GEOPHYSICAL INVESTIGATION OF TUNNEL CHANNELS

Tunnel channels were common subglacial drainage features along the southern margin of the Laurentide Ice Sheet during the Marine Isotope Stage 2. In Wisconsin, their locations are marked by a series of sinuous collapse surface depressions that extend ~15 km perpendicular to the margin. Geologic evidence indicates tunnel channels were carved into the surrounding geology through sudden subglacial lake drainage events. It is difficult to estimate the size of the tunnel channels using their modern surface expression because ice likely filled the subglacial channel and they were subsequently buried by ~100s meters of glacial sediment. Their collapsed surface is often the site of kettle lakes that may be hydraulically connected.

We conducted reflection/refraction seismic profile surveys across three tunnel channels located on the western margin of Green Bay Lobe (GBL), located ~6-7 km east of the former ice margin, to determine their size, depth of incision and the local subsurface stratigraphy. Each seismic profile was about 1 km long with 2.5 m common midpoint spacing at nominally 12 folds. Hammer blow and assisted weight drop sources were used and impacts were stacked ca. 5-fold to improve the signal to noise ratio. Passive seismic and geoprobe data were also collected to better constrain the dimensions of the tunnel channels and the seismic velocity model. We will present results from the most studied tunnel channel in central Wisconsin.
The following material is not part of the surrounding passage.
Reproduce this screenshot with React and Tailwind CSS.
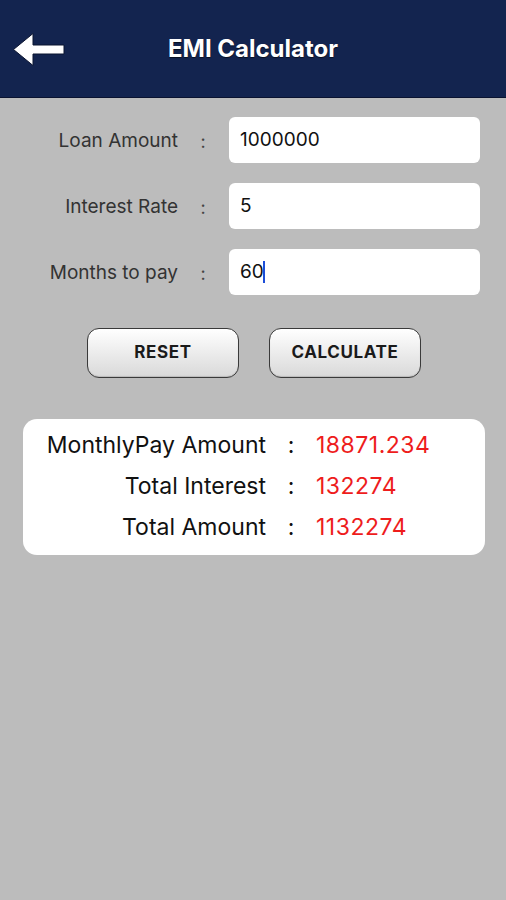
import React from "react";

const font = { fontFamily: 'Inter, "Liberation Sans", Arial, sans-serif' };

function Row({ label, value, caret }) {
  return (
    <div className="flex items-center h-[46px]">
      <div className="w-[178px] text-right text-[19px] text-[#333333] mt-[2px]">{label}</div>
      <div className="w-[51px] text-center text-[18px] text-[#444444] pr-[1px] mt-[2px]">:</div>
      <div className="w-[251px] h-[46px] bg-white rounded-[6px] flex items-center pl-[11px] text-[19px] text-[#111111]">
        {value}
        {caret && <span className="inline-block w-[2px] h-[22px] bg-[#1d4ed8] ml-[-1px]" />}
      </div>
    </div>
  );
}

function Btn({ children }) {
  return (
    <div className="w-[152px] h-[50px] rounded-[12px] border border-[#3a3a3a] bg-gradient-to-b from-white to-[#d9d9d9] flex items-center justify-center text-[17px] font-bold text-[#1a1a1a] tracking-[0.6px] shadow-[inset_0_-1px_1px_rgba(0,0,0,0.15)]">
      {children}
    </div>
  );
}

function ResRow({ label, value }) {
  return (
    <div className="flex items-center h-[41px]">
      <div className="w-[243px] text-right text-[23px] text-[#111111]">{label}</div>
      <div className="w-[50px] text-center text-[23px] text-[#111111]">:</div>
      <div className="text-[23px] text-[#ee1c1c] tracking-[0.5px]">{value}</div>
    </div>
  );
}

export default function App() {
  return (
    <div className="w-[506px] h-[900px] bg-[#bcbcbc] flex flex-col" style={font}>
      <div className="h-[98px] bg-[#13244f] border-b border-[#0a1330] relative flex items-center justify-center">
        <svg className="absolute left-[12px] top-[32px]" width="54" height="35" viewBox="0 0 54 35">
          <path d="M1.5 17.5 L21 1.5 L21 13 L52 13 L52 22 L21 22 L21 33.5 Z" fill="#ffffff" stroke="#0b1430" strokeWidth="1" strokeLinejoin="round" />
        </svg>
        <div className="text-white text-[24px] font-bold mt-[1px] [text-shadow:0_1px_1px_rgba(0,0,0,0.6)]">EMI Calculator</div>
      </div>
      <div className="flex flex-col gap-[20px] pt-[19px]">
        <Row label="Loan Amount" value="1000000" />
        <Row label="Interest Rate" value="5" />
        <Row label="Months to pay" value="60" caret />
      </div>
      <div className="flex gap-[30px] pl-[87px] pt-[33px]">
        <Btn>RESET</Btn>
        <Btn>CALCULATE</Btn>
      </div>
      <div className="mx-[23px] mt-[41px] w-[462px] h-[136px] bg-white rounded-[14px] pt-[6px]">
        <ResRow label="MonthlyPay Amount" value="18871.234" />
        <ResRow label="Total Interest" value="132274" />
        <ResRow label="Total Amount" value="1132274" />
      </div>
    </div>
  );
}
The geophysical survey result indicate that the studied tunnel channel incised approximately 60 m into the surrounding material and was approximately 450 m wide. The sediment surrounding the tunnel channel had a velocity of 1400-1500 m/s while the tunnel channel was filled with ca. 60 m of sediment with a slightly lower velocity, 1200-1300 m/s, indicating a different genesis for the sediments inside and outside of the tunnel channel. Atop the region was a 30-m layer of sand and gravel with a low velocity, 400-600 m/s. The average channel relief was six times greater than the corresponding surface relief. The high porosity sediments in the tunnel channels likely provide a pathway of high hydraulic conductivity, which warrants further study.